Saturday, March 15, 2008

Pensacola Paparazzi

WPMI-TV (Channel 15) in nearby Mobile reached new heights of hilarity in bad journalism late this week when its Pensacola reporter, Jenna Suskow, and a cameraman were egged at the home occupied by manslaughter defendant Jamal Lee and his family. The incident raises the age-old question: Who crossed the line first, the news chick or the bad egg?

The answer is there are no good guys in this story. Lee is a juvenile facing charges of manslaughter and attempted manslaughter. His restrictive release pending trial on $100,000 bail plus an ankle monitoring device has been feeding all kinds of uninformed nonsense from the press and public.

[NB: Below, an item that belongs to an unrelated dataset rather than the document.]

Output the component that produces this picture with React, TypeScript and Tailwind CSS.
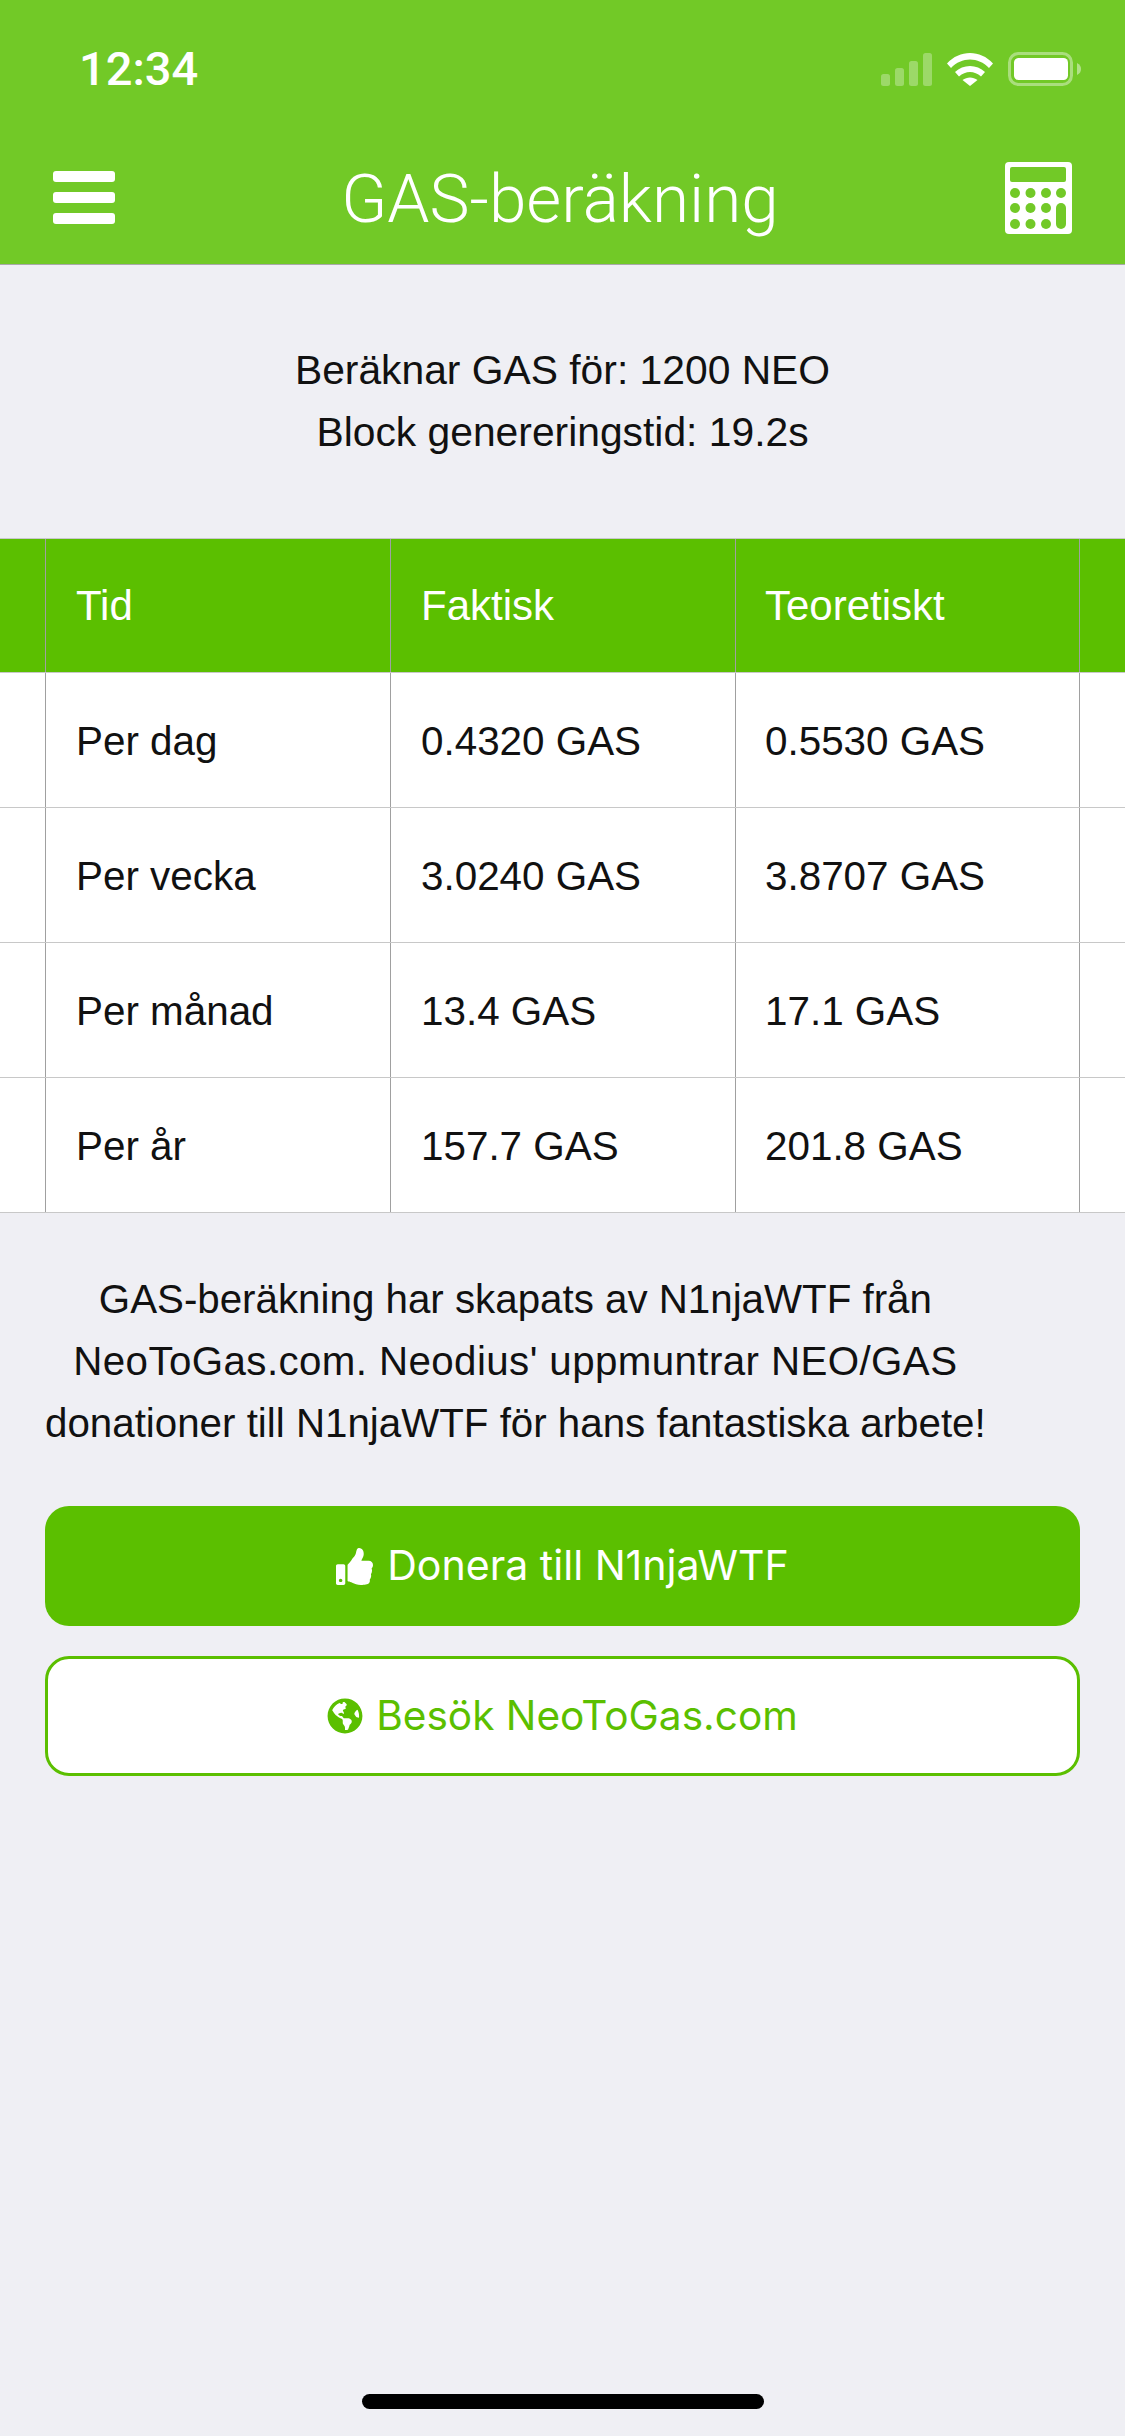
import { FaThumbsUp, FaGlobeAmericas } from 'react-icons/fa';

const rows = [
  ['Per dag', '0.4320 GAS', '0.5530 GAS'],
  ['Per vecka', '3.0240 GAS', '3.8707 GAS'],
  ['Per månad', '13.4 GAS', '17.1 GAS'],
  ['Per år', '157.7 GAS', '201.8 GAS'],
];

function SignalIcon() {
  return (
    <svg width="51" height="33" viewBox="0 0 51 33" fill="#fff" fillOpacity="0.3">
      <rect x="0" y="21" width="9" height="12" rx="2.5" />
      <rect x="14" y="15" width="9" height="18" rx="2.5" />
      <rect x="28" y="8" width="9" height="25" rx="2.5" />
      <rect x="42" y="0" width="9" height="33" rx="2.5" />
    </svg>
  );
}

function WifiIcon() {
  return (
    <svg width="46" height="33" viewBox="0 0 46 33" fill="#fff">
      <path d="M0 10.500C12.500 -3.500 33.500 -3.500 46 10.500L42 15C31.500 3.500 14.500 3.500 4 15Z" />
      <path d="M8 19C16 11 30 11 38 19L34 23.500C27.500 17.500 18.500 17.500 12 23.500Z" />
      <path d="M15.500 27C20 23.500 26 23.500 30.500 27L23 33Z" />
    </svg>
  );
}

function BatteryIcon() {
  return (
    <svg width="73" height="34" viewBox="0 0 73 34" fill="none">
      <rect x="1.500" y="1.500" width="62" height="31" rx="9" stroke="#fff" strokeOpacity="0.4" strokeWidth="3" />
      <rect x="6" y="6" width="54" height="22" rx="4.500" fill="#fff" />
      <path d="M69 11C72 12.500 73 14.500 73 17C73 19.500 72 21.500 69 23Z" fill="#fff" fillOpacity="0.45" />
    </svg>
  );
}

function CalculatorIcon() {
  return (
    <svg width="67" height="72" viewBox="0 0 67 72">
      <rect x="0" y="0" width="67" height="72" rx="4" fill="#fff" />
      <g fill="#72c927">
        <rect x="5" y="5" width="56" height="15" rx="2" />
        <circle cx="10" cy="31" r="5" />
        <circle cx="25.500" cy="31" r="5" />
        <circle cx="41" cy="31" r="5" />
        <circle cx="56" cy="31" r="5" />
        <circle cx="10" cy="46" r="5" />
        <circle cx="25.500" cy="46" r="5" />
        <circle cx="41" cy="46" r="5" />
        <circle cx="10" cy="62" r="5" />
        <circle cx="25.500" cy="62" r="5" />
        <circle cx="41" cy="62" r="5" />
        <rect x="51" y="41" width="10" height="26" rx="5" />
      </g>
    </svg>
  );
}

function Cell({ text, header, last }: { text: string; header?: boolean; last?: boolean }) {
  return (
    <div
      className={`${last ? 'w-[344px] pl-[29px]' : 'w-[345px] pl-[30px]'} shrink-0 border-r border-[#a0a0a0] flex items-center ${
        header ? 'text-[42px] text-white' : 'text-[40.4px] pt-[2px] text-[#111111]'
      }`}
    >
      {text}
    </div>
  );
}

export default function App() {
  return (
    <div className="relative h-[2436px] w-[1125px] overflow-hidden bg-[#efeff4] font-['Liberation_Sans',sans-serif]">
      {/* Header */}
      <div className="h-[265px] bg-[#72c927] border-b border-[#a9a9a9] flex flex-col">
        <div className="h-[132px] flex items-center justify-between pl-[79px] pr-[44px] pt-[6px]">
          <span className="text-[47px] font-['Roboto',sans-serif] font-medium text-white">12:34</span>
          <div className="flex items-center gap-[15px]">
            <SignalIcon />
            <WifiIcon />
            <BatteryIcon />
          </div>
        </div>
        <div className="flex-1 flex items-center justify-between pl-[53px] pr-[53px] pb-[1px]">
          <div className="w-[62px] flex flex-col gap-[10px] mt-[-1px]">
            <div className="h-[11px] rounded-[3px] bg-white" />
            <div className="h-[11px] rounded-[3px] bg-white" />
            <div className="h-[11px] rounded-[3px] bg-white" />
          </div>
          <span className="text-[67.5px] font-['Roboto',sans-serif] font-light pt-[2px] text-white">GAS-beräkning</span>
          <CalculatorIcon />
        </div>
      </div>

      {/* Intro */}
      <div className="pt-[74px] h-[273px] text-center text-[40.8px] leading-[62px] text-[#111111]">
        <p>Beräknar GAS för: 1200 NEO</p>
        <p>Block genereringstid: 19.2s</p>
      </div>

      {/* Table */}
      <div className="border-t border-[#c8c8cc]">
        <div className="h-[133px] flex bg-[#5bbf00]">
          <div className="w-[46px] shrink-0 border-r border-[#a0a0a0]" />
          <Cell text="Tid" header />
          <Cell text="Faktisk" header />
          <Cell text="Teoretiskt" header last />
        </div>
        {rows.map((row) => (
          <div key={row[0]} className="h-[135px] flex bg-white border-t border-[#c8c8c8]">
            <div className="w-[46px] shrink-0 border-r border-[#a0a0a0]" />
            <Cell text={row[0]} />
            <Cell text={row[1]} />
            <Cell text={row[2]} last />
          </div>
        ))}
        <div className="border-t border-[#c8c8c8]" />
      </div>

      {/* Credits and buttons */}
      <div className="px-[45px] pt-[56px]">
        <p className="w-fit text-center text-[40.3px] leading-[62px] text-[#111111]">
          GAS-beräkning har skapats av N1njaWTF från
          <br />
          <span className="tracking-[0.4px]">NeoToGas.com. Neodius' uppmuntrar NEO/GAS</span>
          <br />
          donationer till N1njaWTF för hans fantastiska arbete!
        </p>
        <button className="mt-[51px] h-[120px] w-full rounded-[24px] bg-[#5bbf00] flex items-center justify-center gap-[14px] text-white text-[41.1px] font-['Inter',sans-serif]">
          <FaThumbsUp className="w-[37px] h-[37px]" />
          Donera till N1njaWTF
        </button>
        <button className="mt-[30px] h-[120px] w-full rounded-[24px] bg-white border-[3px] border-[#5bbf00] flex items-center justify-center gap-[13px] text-[#5bbf00] text-[40.6px] font-['Inter',sans-serif]">
          <FaGlobeAmericas className="w-[36px] h-[36px]" />
          Besök NeoToGas.com
        </button>
      </div>

      {/* Home indicator */}
      <div className="absolute bottom-[27px] left-[362px] h-[15px] w-[402px] rounded-full bg-black" />
    </div>
  );
}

Suskow is just another wrinkle-free face with pretensions to being a real journalist. The television station she works for is in a race to the bottom with other local stations to see who can salt their news broadcasts with the most blood and sex. She was accompanied by a cameraman with the aptronym of Cameron Brock.

Even prosecutor David Rimmer is appalled by the TV crew's behavior. Yesterday he told the Pensacola News Journal, "In all fairness, they're pounding and knocking on his door," Rimmer said. "You know how it is when the paparazzi's after you, when you're a celebrity."

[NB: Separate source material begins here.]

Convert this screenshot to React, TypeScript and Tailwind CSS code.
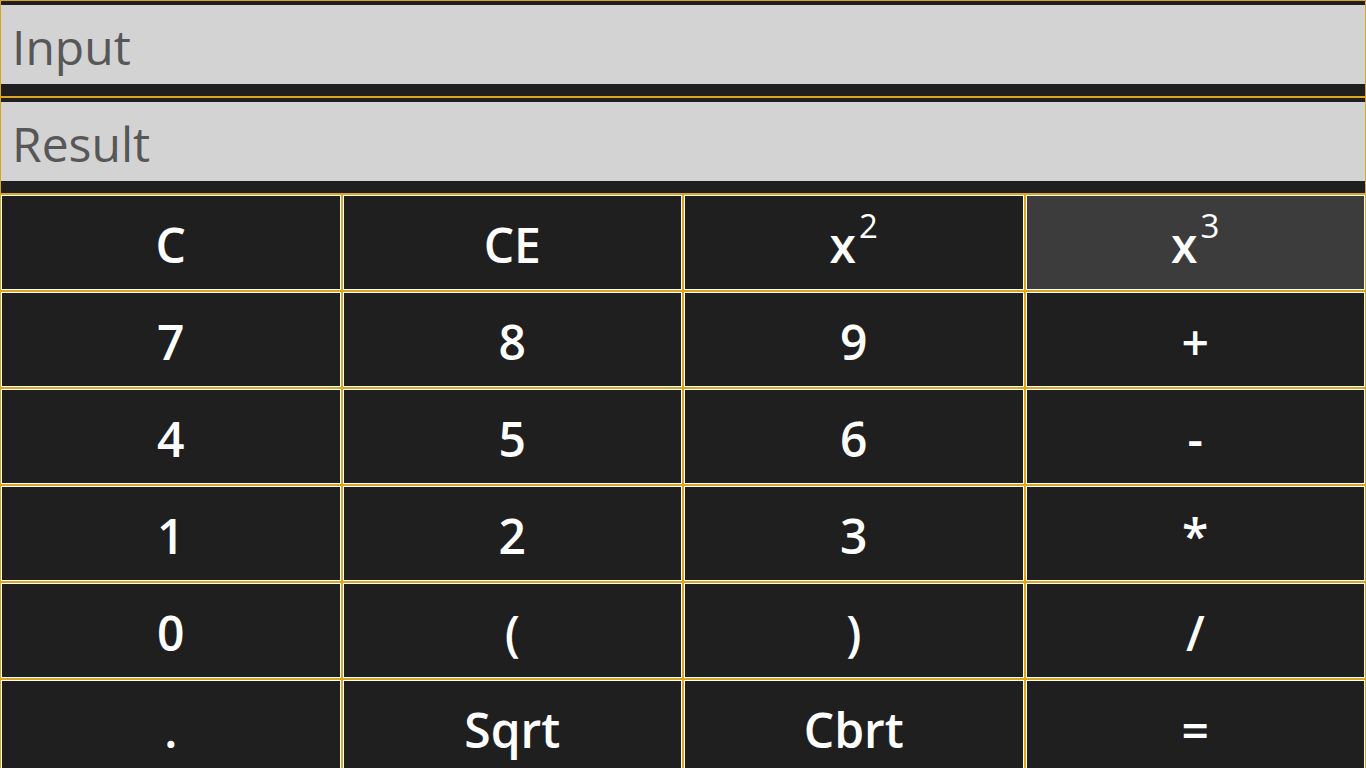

Suskow wasn't only "pounding and knocking" on the door, as the video first broadcast on WPMI-TV shows. She also was tramping across the lawn with a long black instrument in hand, peering into the front window in the dark of night, and shining a strong light so she could peek into the house. That's the very sort of behavior that gets corpses featured on the evening news.

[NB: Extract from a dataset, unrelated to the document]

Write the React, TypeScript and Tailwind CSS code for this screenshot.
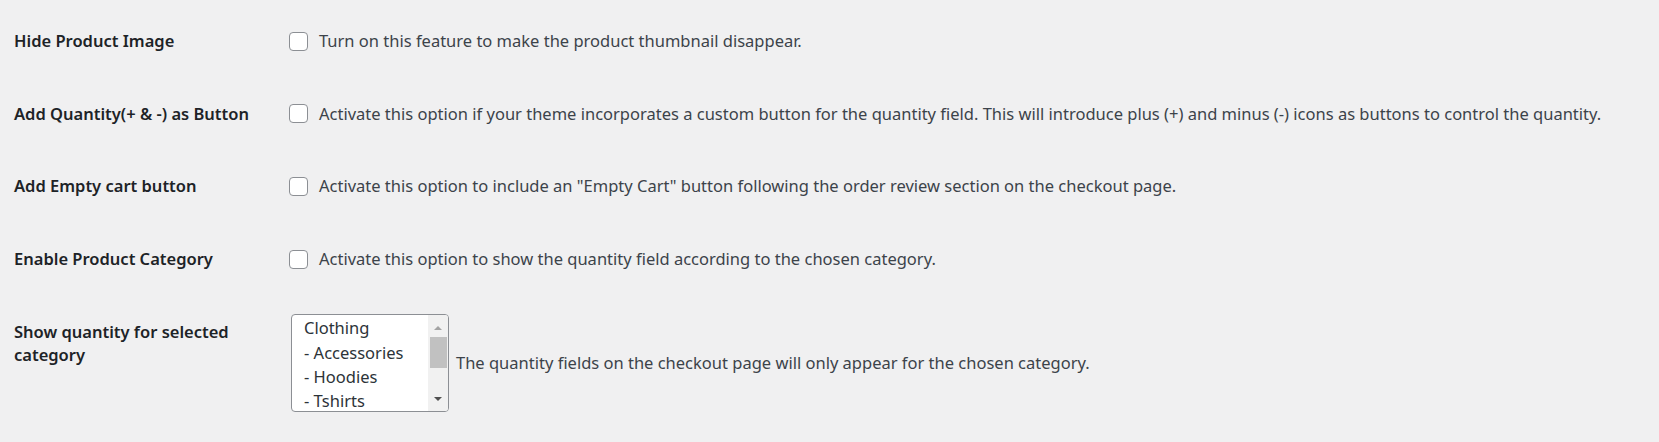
const rows = [
  {
    label: 'Hide Product Image',
    desc: 'Turn on this feature to make the product thumbnail disappear.',
  },
  {
    label: 'Add Quantity(+ & -) as Button',
    desc: 'Activate this option if your theme incorporates a custom button for the quantity field. This will introduce plus (+) and minus (-) icons as buttons to control the quantity.',
  },
  {
    label: 'Add Empty cart button',
    desc: 'Activate this option to include an "Empty Cart" button following the order review section on the checkout page.',
  },
  {
    label: 'Enable Product Category',
    desc: 'Activate this option to show the quantity field according to the chosen category.',
  },
];

const categories = ['Clothing', '- Accessories', '- Hoodies', '- Tshirts'];

function Checkbox() {
  return (
    <span className="block h-[19px] w-[19px] shrink-0 rounded-[4px] border border-[#8c8f94] bg-white" />
  );
}

function CategorySelect() {
  return (
    <div className="flex h-[98px] w-[158px] shrink-0 overflow-hidden rounded-[4px] border border-[#8c8f94] bg-white">
      <ul className="flex-1 pl-[12px] pt-[1px] text-[#2c3338]">
        {categories.map((c) => (
          <li key={c} className="leading-[24.2px] whitespace-nowrap">
            {c}
          </li>
        ))}
      </ul>
      <div className="flex w-[20px] flex-col items-center bg-[#f1f1f1]">
        <svg width="10" height="14" viewBox="0 0 10 14" className="mt-[6px]">
          <path d="M1 9 L5 5 L9 9 Z" fill="#a3a3a3" />
        </svg>
        <div className="mt-[2px] h-[31px] w-[17px] bg-[#c1c1c1]" />
        <div className="flex-1" />
        <svg width="10" height="14" viewBox="0 0 10 14" className="mb-[5px]">
          <path d="M1 5 L9 5 L5 9 Z" fill="#505050" />
        </svg>
      </div>
    </div>
  );
}

export default function App() {
  return (
    <div
      className="min-h-screen bg-[#f0f0f1] pl-[14px] pt-[5px] text-[16.5px] text-[#3c434a]"
      style={{ fontFamily: '"Noto Sans", "Open Sans", sans-serif' }}
    >
      {rows.map((r) => (
        <div key={r.label} className="flex h-[72.6px] items-center">
          <div className="w-[275px] shrink-0 font-semibold text-[#1d2327]">
            {r.label}
          </div>
          <label className="flex items-center gap-[11px]">
            <Checkbox />
            <span className="whitespace-nowrap">{r.desc}</span>
          </label>
        </div>
      ))}
      <div className="flex">
        <div className="w-[277px] shrink-0 pt-[25px] leading-[23px] font-semibold text-[#1d2327]">
          <div className="w-[225px]">Show quantity for selected category</div>
        </div>
        <div className="flex items-center gap-[7px] pt-[19px]">
          <CategorySelect />
          <span className="whitespace-nowrap">
            The quantity fields on the checkout page will only appear for the chosen category.
          </span>
        </div>
      </div>
    </div>
  );
}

We take second seat to no one when it comes to condemning the wretched state of television news in this corner of the Gulf Coast. However bad it becomes, though, it shouldn't be a capital offense. Someone needs to advise Suskow and her paparazzi pals at the other local TV stations that this kind of reporting not only is abominable, but under Florida's "shoot first" law it could become fatal.

1 comment:

Anonymous said...

I sincerely hope they don't try it in Okaloosa County, because dead is exactly what they would be in a lot of the county.

At a minimum they would have dogs loosed on them.